The whole board with all of the various decks makes for a hefty package, but is still a far cry from Descent.

I get that games in this genre face the perennial problem of balancing strategic depth against reasonable playing time and complexity. You could easily make player decisions more meaningful for example by classifying quests according to terrain type so that if you attempt a quest that’s on a riverbank you’re more likely to get something that would require swimming skills. Certain types of monsters would also appear more frequently on certain terrain types, so heroes could try to find monsters that they’re strong against. You could also allow players to trade time for better information on what they’re up against and then decide whether or not to risk attempting a quest. But all this would make what is already an unwieldy game even more bloated.

Anyway, I’m not saying that all such adventure games are a lost cause for me. I’ve heard good things about Magic Realm for example, but I’ve also heard that it’s so complex that  the only people who know how to play it correctly are the Avalon Hill employees who made it. But maybe it just could be what tickles my fancy. Still, I can’t help thinking that games like Runebound are a solution looking for a problem. Why struggle so hard to provide a fantasy adventuring experience with a boardgame when traditional role-playing games and video games work perfectly well?

Written on June 26 2010 and is filed under Boardgames. You can follow any responses to this entry through the RSS 2.0 feed. You can leave a response, or trackback from your own site.

3 Responses to “Runebound”

Han

I have Magic Realm. The 2nd/ 3rd edition rules are las thick as a telephone book. Anyway, i think i can handle combat although huge group combat might be difficult, not so good with native & magic rules ….

You can always try the java program Relamspeak (they don’t teach you the rules but otherwise make learning a less painful experience).

Hopefully one day i can get to play it proper.

As for Runebound, with certain house rules, it’a decent game with the base game.
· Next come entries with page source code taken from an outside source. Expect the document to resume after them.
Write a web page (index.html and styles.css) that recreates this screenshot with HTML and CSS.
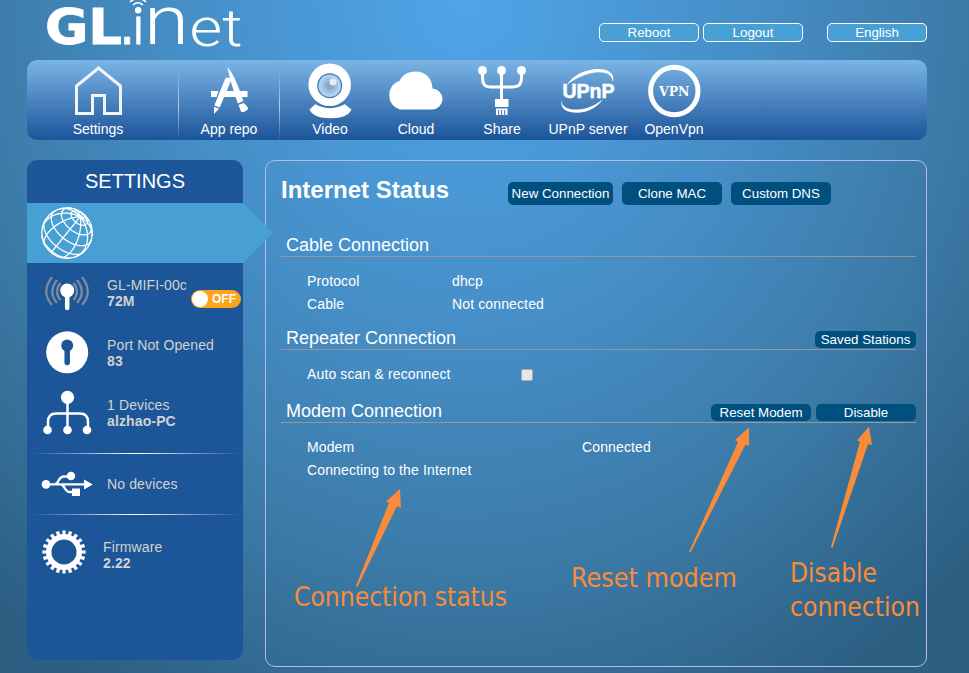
FILE: index.html
```html
<!DOCTYPE html>
<html lang="en">
<head>
<meta charset="utf-8">
<title>GL.iNet</title>
<link rel="stylesheet" href="styles.css">
</head>
<body>
<div class="page">
  <header class="top">
    <svg class="logo" width="200" height="52" viewBox="43 0 200 52" fill="#fff">
      <g class="logo-bold">
        <text x="45" y="43.500" font-size="49" textLength="77" lengthAdjust="spacingAndGlyphs">GL</text>
        <text x="121.500" y="43.500" font-size="36" textLength="11" lengthAdjust="spacingAndGlyphs">.</text>
      </g>
      <g class="logo-light">
        <text x="132.700" y="44" font-size="50" stroke="#fff" stroke-width="1.200">i</text>
        <text x="144" y="44" font-size="69" textLength="45" lengthAdjust="spacingAndGlyphs">n</text>
        <text x="189.500" y="45.500" font-size="51" textLength="53" lengthAdjust="spacingAndGlyphs">et</text>
      </g>
      <circle cx="138.200" cy="10.300" r="3.200"/>
      <g fill="none" stroke="#fff" stroke-width="1.600"><path d="M133 5Q138 .5 143 5M130 2Q138 -5 146 2"/></g>
    </svg>
    <div class="account">
      <button class="pill">Reboot</button>
      <button class="pill">Logout</button>
      <button class="pill lang">English</button>
    </div>
  </header>

  <nav class="menu">
    <a class="tab home">
      <svg width="60" height="58" viewBox="68 62 60 58"><path d="M76.500 113.500V86L98.500 68L120.500 86V113.500H104.500V95.500H92.500V113.500Z" fill="none" stroke="#f4f4f8" stroke-width="3"/></svg>
      <span>Settings</span>
    </a>
    <a class="tab repo">
      <svg width="60" height="58" viewBox="199 62 60 58" fill="#fff">
        <path d="M211 91H218.500L216.500 97H211ZM225 91H234L236.500 97H222.500ZM239.500 91H247.500V97H242Z"/>
        <path d="M225.300 78.500Q228 76 231.500 79.500L219.700 107.500L214.300 105.500Z"/>
        <path d="M214 106.800L219 108.800L214 114Z"/>
        <path d="M227.300 67Q235 75 243.300 101L237.800 103.500Q231 84 227.300 67Z"/>
        <path d="M238.500 105L243.500 103Q249 107 247.800 109.500Q243 113.500 241 111.500Z"/>
      </svg>
      <span>App repo</span>
    </a>
    <a class="tab">
      <svg width="60" height="58" viewBox="300 62 60 58">
        <path d="M316 103.500Q330 112 344 103.500L351.500 109.500Q348 118 330.500 118.300Q313 118 309.500 109.500Z" fill="#fff"/>
        <path d="M315 103Q330 111.500 345 103" fill="none" stroke="#4079bb" stroke-width="2"/>
        <circle cx="329.700" cy="84.700" r="21.300" fill="#fff"/>
        <circle cx="329.700" cy="85.700" r="12.500" fill="#3c76b8"/><circle cx="329.700" cy="85.700" r="11.300" fill="#b2d0ec"/><circle cx="329.700" cy="85.700" r="8" fill="#9dbfe2"/><circle cx="329.700" cy="85.700" r="4.800" fill="#8ba9cb"/>
        <circle cx="333" cy="82" r="3.500" fill="#e2effa"/>
      </svg>
      <span>Video</span>
    </a>
    <a class="tab">
      <svg width="60" height="58" viewBox="387.500 62 60 58" fill="#fff"><path d="M402 109.500A13.200 14.500 0 0 1 401 81C404 75 409 71.500 417 71.500C427 71.500 434 78.500 434 88.500A10.500 10.500 0 0 1 433 109.500Z"/></svg>
      <span>Cloud</span>
    </a>
    <a class="tab">
      <svg width="60" height="58" viewBox="472 62 60 58" fill="#fff">
        <circle cx="482.500" cy="70.500" r="4.500"/><circle cx="501.500" cy="70.500" r="4.500"/><circle cx="521.500" cy="70.500" r="4.500"/>
        <path d="M482.500 72V78Q482.500 87 490 87H513Q521.500 87 521.500 78V72M501.500 72V100" fill="none" stroke="#fff" stroke-width="3"/>
        <path d="M495 99H508.500V107H495ZM496 108.500H507.500V115H496Z"/><path d="M498.700 110V115M501.700 110V115M504.700 110V115" stroke="#356fb0" stroke-width="1"/>
      </svg>
      <span>Share</span>
    </a>
    <a class="tab">
      <svg width="60" height="58" viewBox="558 62 60 58" fill="#fff">
        <path d="M567 85C574 72 597 65 609 71.500Q615 75 612.500 82Q612.500 76 607 73.500C595 69.500 578 76 567 85Z"/>
        <path d="M562 100Q561 108 572 109.500C584 110 594 107 603 99C593 114 574 115 565 110Q560 106 562 100Z"/>
        <text class="upnp" x="562.500" y="98" textLength="52" lengthAdjust="spacingAndGlyphs">UPnP</text>
      </svg>
      <span>UPnP server</span>
    </a>
    <a class="tab">
      <svg width="60" height="58" viewBox="644 62 60 58" fill="#fff">
        <circle cx="674.300" cy="91" r="23.700" fill="none" stroke="#fff" stroke-width="5"/>
        <text class="vpn" x="659" y="96" textLength="30.500" lengthAdjust="spacingAndGlyphs">VPN</text>
      </svg>
      <span>OpenVpn</span>
    </a>
  </nav>

  <div class="body">
    <aside class="side">
      <h2>SETTINGS</h2>
      <div class="entry active">
        <svg width="54" height="54" viewBox="-27 -27 54 54" fill="none" stroke="#fff" stroke-width="1.300"><circle r="25.200"/><path id="grid"/></svg>
      </div>
      <div class="entry">
        <svg width="54" height="44" viewBox="40 271 54 44" fill="none">
          <path d="M52 277Q40.500 292 52 305M57 280Q47.500 292 57 303M60.500 283Q53.500 292 60.500 300" stroke="#7f8b9c" stroke-width="2.200"/>
          <path d="M82 277Q93.500 292 82 305M77 280Q86.500 292 77 303M73.500 283Q80.500 292 73.500 300" stroke="#7f8b9c" stroke-width="2.200"/>
          <circle cx="67.200" cy="290.500" r="7" fill="#fff"/><path d="M67.200 294V308" stroke="#fff" stroke-width="4.500" stroke-linecap="round"/>
        </svg>
        <p>GL-MIFI-00c<br><b>72M</b></p>
        <span class="toggle"><i></i>OFF</span>
      </div>
      <div class="entry">
        <svg width="54" height="44" viewBox="40 331 54 44"><circle cx="67.200" cy="352.300" r="21" fill="#fff"/><circle cx="67.200" cy="345.500" r="6" fill="#1c5698"/><path d="M67.200 348V362.500" stroke="#1c5698" stroke-width="5.500" stroke-linecap="round"/></svg>
        <p>Port Not Opened<br><b>83</b></p>
      </div>
      <div class="entry">
        <svg width="54" height="46" viewBox="40 390 54 46" fill="#fff"><circle cx="67.500" cy="397.300" r="6.600"/><circle cx="47.500" cy="430" r="4.300"/><circle cx="67.500" cy="430" r="4.300"/><circle cx="87" cy="430" r="4.300"/><path d="M67.500 400V428M48 428V422Q48 413.500 56 413.500H80Q88 413.500 88 422V428" fill="none" stroke="#fff" stroke-width="2.500"/></svg>
        <p>1 Devices<br><b>alzhao-PC</b></p>
      </div>
      <hr>
      <div class="entry">
        <svg width="54" height="30" viewBox="40 469 54 30" fill="#fff"><circle cx="46" cy="484.400" r="4.300"/><circle cx="71" cy="476" r="4.200"/><path d="M84 479.500V489.500L92.800 484.500ZM72 488.500H80V496H72Z"/><path d="M46 484.400H86M55 484C59 484 58 476.500 64 476.500H70M61 484.500C65 484.500 64 492 70 492H74" fill="none" stroke="#fff" stroke-width="2.300"/></svg>
        <p>No devices</p>
      </div>
      <hr class="tight">
      <div class="entry firmware">
        <svg width="50" height="50" viewBox="-25 -25 50 50" fill="none" stroke="#fff"><circle r="15.300" stroke-width="5.500"/><circle r="19.300" stroke-width="4.600" pathLength="200" stroke-dasharray="5.300 4.700" stroke-dashoffset="2.650"/></svg>
        <p>Firmware<br><b>2.22</b></p>
      </div>
    </aside>

    <main class="panel">
      <div class="title">
        <h1>Internet Status</h1>
        <button class="btn new">New Connection</button>
        <button class="btn">Clone MAC</button>
        <button class="btn">Custom DNS</button>
      </div>
      <section class="cable">
        <div class="head"><h3>Cable Connection</h3></div>
        <dl><dt>Protocol</dt><dd>dhcp</dd><dt>Cable</dt><dd>Not connected</dd></dl>
      </section>
      <section class="repeater">
        <div class="head"><h3>Repeater Connection</h3><button class="btn small saved">Saved Stations</button></div>
        <label><span>Auto scan &amp; reconnect</span><i class="check"></i></label>
      </section>
      <section class="modem">
        <div class="head"><h3>Modem Connection</h3><button class="btn small">Reset Modem</button><button class="btn small">Disable</button></div>
        <dl><dt>Modem</dt><dd>Connected</dd><dt>Connecting to the Internet</dt><dd></dd></dl>
      </section>
    </main>
  </div>

  <svg class="notes" width="969" height="673" viewBox="0 0 969 673" fill="#fc8b38">
    <path d="M356 586L389 503L386 501.500L400 489L401 508L397 506L357.500 587Z"/>
    <path d="M689 552L738 442L735 440L749 427.500L749 446L745.500 444.500L690.500 552.500Z"/>
    <path d="M831 547L860 441.500L857 440.500L869 426.500L872 445L868 444L832.500 548Z"/>
    <text x="294" y="606" textLength="213" lengthAdjust="spacingAndGlyphs">Connection status</text>
    <text x="571" y="587" textLength="166" lengthAdjust="spacingAndGlyphs">Reset modem</text>
    <text x="790" y="582" textLength="87" lengthAdjust="spacingAndGlyphs">Disable</text>
    <text x="790" y="616" textLength="130" lengthAdjust="spacingAndGlyphs">connection</text>
  </svg>
</div>
<script src="globe.js"></script>
</body>
</html>
```
FILE: styles.css
```css
* { box-sizing: border-box; }
body, h1, h2, h3, p, dl, dd { margin: 0; }
body {
  height: 673px;
  overflow: hidden;
  font: 14px/16px "Liberation Sans", Arial, sans-serif;
  color: #fff;
  background: radial-gradient(700px 800px at 48% 0, #4fa5e8 0%, #468fc8 40%, #3c7ba8 70%, #2c5f82 100%);
}
svg { display: block; flex: none; }
button { font: 13.33px/16px "Liberation Sans", Arial, sans-serif; color: #fff; padding: 0; }

.page { position: relative; width: 969px; height: 673px; padding-left: 27px; }
.top { display: flex; justify-content: space-between; width: 900px; height: 60px; padding-left: 16px; }
.logo-bold { font-family: "DejaVu Sans", sans-serif; font-weight: 700; stroke: #fff; stroke-width: .8px; }
.logo-light { font-family: Roboto, sans-serif; font-weight: 300; }
.account { display: flex; gap: 4px; padding-top: 23px; }
.pill { width: 100px; height: 19px; border: 1px solid #fff; border-radius: 5px; background: #489fd4; }
.lang { margin-left: 20px; }

.menu {
  display: flex;
  width: 900px;
  height: 80px;
  border-radius: 10px;
  background: linear-gradient(#7ab5e6, #1c5499);
}
.tab { display: flex; flex-direction: column; align-items: center; width: 86px; padding-top: 2px; white-space: nowrap; }
.tab span { margin-top: 1px; }
.tab.home { width: 152px; padding-right: 9px; }
.tab.repo { width: 101px; margin-right: 7px; }
.tab.home, .tab.repo {
  border-right: 1px solid;
  border-image: linear-gradient(transparent 10%, #b9cde8 55%, transparent) 1;
}
.upnp { font: 700 21px "Liberation Sans", Arial, sans-serif; stroke: #fff; stroke-width: .6px; }
.vpn { font: 700 13.5px "DejaVu Serif", serif; }

.body { display: flex; gap: 22px; margin-top: 20px; }
.side { width: 216px; height: 500px; border-radius: 10px; background: #1c5698; color: #d2d2d2; }
.side h2 { height: 43px; font-size: 20px; font-weight: 400; line-height: 43px; text-align: center; color: #fff; }
.side p, dl, label { letter-spacing: .13px; }
.entry { position: relative; display: flex; align-items: center; gap: 13px; height: 60px; padding-left: 13px; }
.active { background: #489fd4; }
.active::after {
  content: "";
  position: absolute;
  left: 216px;
  border: 30px solid transparent;
  border-left-color: #489fd4;
  border-right: 0;
}
.toggle {
  position: absolute;
  left: 164px;
  top: 27px;
  display: flex;
  align-items: center;
  gap: 4px;
  width: 50px;
  height: 18px;
  padding-left: 1px;
  border-radius: 9px;
  background: #fda41a;
  color: #fff;
  font-size: 12px;
  font-weight: 700;
}
.toggle i { width: 16px; height: 16px; border-radius: 50%; background: #fff; }
.side hr {
  height: 1px;
  margin: 10px 2px 0 4px;
  border: 0;
  background: linear-gradient(90deg, transparent, #fff, transparent);
}
.side hr.tight { margin-top: 0; }
.firmware { margin-top: 10px; padding-left: 12px; gap: 14px; }
.firmware svg { margin-top: -6px; }

.panel { width: 662px; height: 507px; padding: 0 10px 0 15px; border: 1px solid #b8b9ea; border-radius: 10px; }
.title { display: flex; gap: 9px; padding-top: 21px; height: 70px; }
h1 { width: 218px; font-size: 24px; line-height: 15px; }
.btn { width: 100px; height: 23px; border: 0; border-radius: 5px; background: #00507f; }
.btn.new { width: 105px; }
.btn.small { height: 17px; line-height: 17px; }
.btn.saved { width: 101px; }
.head { display: flex; gap: 5px; height: 26px; border-bottom: 1px solid #9c9496; }
.head h3 { flex: 1; padding-left: 5px; font-size: 18px; font-weight: 400; line-height: 28px; }
.head .btn { margin-top: 7px; }
dl { display: grid; grid-template-columns: 145px 1fr; padding: 13px 0 0 26px; line-height: 23px; }
.modem dl { grid-template-columns: 275px 1fr; }
.cable { height: 93px; }
.repeater { height: 73px; }
label { display: flex; align-items: center; padding: 13px 0 0 26px; line-height: 23px; }
label span { width: 214px; }
.check { width: 12px; height: 12px; border: 1px solid #aaa; border-radius: 2px; background: #e6e6e6; }

.notes { position: absolute; left: 0; top: 0; pointer-events: none; font: 27px "DejaVu Sans Condensed", "DejaVu Sans", sans-serif; font-stretch: condensed; }
```
FILE: globe.js
```js
// Orthographic wireframe of a globe whose north pole leans toward the viewer's upper right.
const R = 25.2, pole = [0.52, -0.64, 0.566];
const len = Math.hypot(pole[0], pole[1]);
const u = [-pole[1] / len, pole[0] / len, 0];
const v = [
  pole[1] * u[2] - pole[2] * u[1],
  pole[2] * u[0] - pole[0] * u[2],
  pole[0] * u[1] - pole[1] * u[0]
];
const rad = Math.PI / 180;
function point(lat, lon) {
  const c = Math.cos(lat * rad), s = Math.sin(lat * rad);
  return [0, 1, 2].map(i => pole[i] * s + c * (u[i] * Math.cos(lon * rad) + v[i] * Math.sin(lon * rad)));
}
let d = "";
function trace(points) {
  let pen = false;
  for (const p of points) {
    if (p[2] < 0) { pen = false; continue; }
    d += (pen ? "L" : "M") + (p[0] * R).toFixed(2) + " " + (p[1] * R).toFixed(2);
    pen = true;
  }
}
const steps = (a, b, f) => Array.from({ length: (b - a) / 3 + 1 }, (_, i) => f(a + i * 3));
for (const lat of [-36, -8, 20, 46, 68]) trace(steps(0, 360, lon => point(lat, lon)));
for (let lon = 18; lon < 378; lon += 36) trace(steps(-90, 90, lat => point(lat, lon)));
document.getElementById("grid").setAttribute("d", d);
```
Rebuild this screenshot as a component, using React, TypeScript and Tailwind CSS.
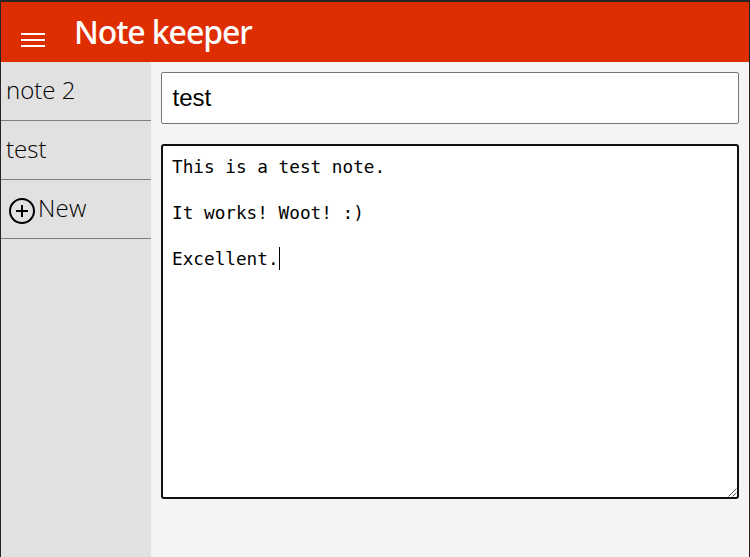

Martin Wallace designed the game, i like the combat system though. Played it safe and it’s boring (only try harder quest when u are truly powerful), push your luck and played like a race game, then it’s better (to force other players to take more risk too).

Roo

Perhaps “Prophecy” would be better?

wankongyew

@Han

From what little I know of the rules for Magic Realm, it seems like it addresses all of my quibbles with the genre. Adventurers get encounters based on the terrain that they’re in and have lots of options to deal with encounters other than just combat. The combat system seems fantastic as well, if awfully lethal, and seems to have real depth. I believe that apart from ranged combat, the combat system doesn’t even use any dice at all.

I’d love having a go at reading the rulebook someday and seeing if it really deserves its reputation. (I see one PDF coming in at 122 pages.)

@ Roo

I haven’t heard of “Prophecy” before this. I’ll look into it.